With 85 on Metacritic and numerous award nominations, Rolling Stone hailed this as “drama at its most incendiary, a blunt instrument that is also poetic and profound”.
While the cast are universally praised, it was the raging voice of the writer, the LGBT rights activist Larry Kramer (Women in Love), that drew the most fanfare.
Also New:
Docudrama The Last Hours of Michael Hutchence does its best, but nobody will ever know whether he deliberately hung himself or died during an act of autoerotic asphyxiation.
The former seems more likely. In fact, it is one of this newspaper’s ambitions to track down the taxi driver who assaulted the INXS singer in Copenhagen in 1992, as this led to him losing his sense of smell, taste and marbles. He never properly recovered, and somewhere out there lurks a cabbie with his blood on his hands.
You never know, an alive Hutchence could have taken part in last Saturday’s Global Citizen Festival (DR3, Fri 21:00) in New York alongside Beyonce, although we’d prefer to think he would have gone awol for 20 years and ended up being discovered by a program like The Tribe (DR2, Tue 19:55), an acclaimed 2015 series from Channel 4 set in an Ethiopian village.
Elsewhere, we’ve got S5 of Homeland (DR2, Wed 21:30) and S3 of Vikings (DR3, Sat 20:45); the first ever episodes of US paramedic comedy Sirens (3+, Sat 09:40) and 2013 Twin Peaks wannabe Mayday (SVT1, Fri 23:15); two murder doc series Killer in the Family (DR1, Sun 00:05) and Murder Maps (DRK, Wed 20:00); and Parts Unknown travels to Peru (DR2, Thu 19:15), the next big thing in cuisine apparently.
Coming soon: The Affair – season 2
The last scene of the first season left us with a knockout blow as Noah (Dominic West) was escorted away by the police. But 10 agonising months have passed fast, and the new season is back on October 5 more intense than ever.
Noah and Allison are living together. Noah is getting a divorce. Noah is on trial for murder. Okay, but what we all want to know: is there true love behind this destructive affair?
With an 85 score on Metacritic last year and a Golden Globe Award for Best Drama Series, we can’t expect less from it, can we? (EN)
Sport of the week
The 2015 Rugby World Cup just got critical for hosts England. Lose to Australia and it’s curtains (unless Wales lost to Fiji on Thursday). On Sunday, they can drown their sorrows in the EPL double header Everton vs Liverpool and Arsenal vs Man Utd.
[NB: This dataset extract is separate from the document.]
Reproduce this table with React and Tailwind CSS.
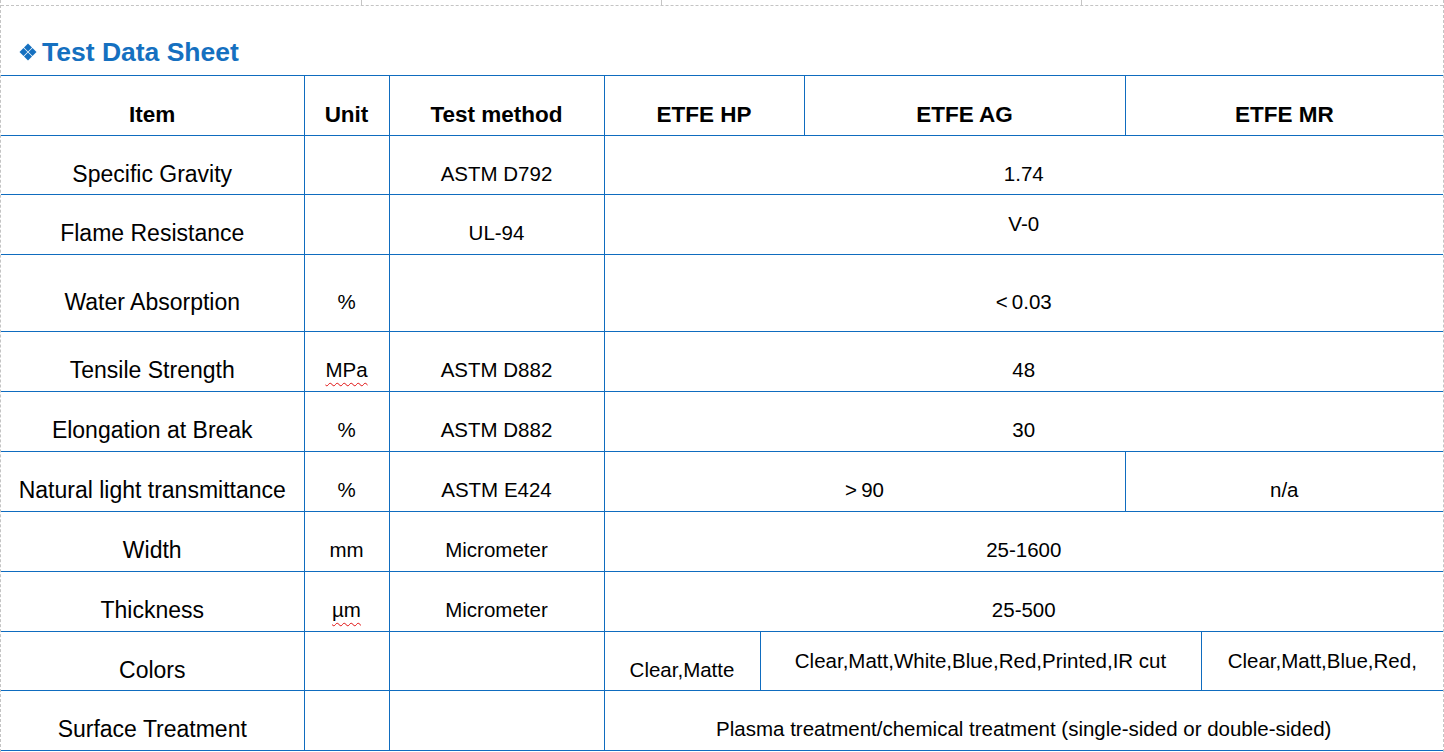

Elsewhere, Denmark take on Portugal in their final Euro 2016 qualifier and then must hope Albania lose to Serbia (K6, Thu 20:30). (BH)
Film of the week
They’re lining them up for Friday movie night. The Hoax, which details how the world was fooled by a fake autobiography of Howard Hughes, is a strong contender, while the award-winning British film Broken packs a punch that’s hard to counter. Horror yarn Intruders, heist flick Empire State (TV3, Fri 22:20) and romcom 10 years (K4, Fri 20:00) are all deadweights best avoided. (BH)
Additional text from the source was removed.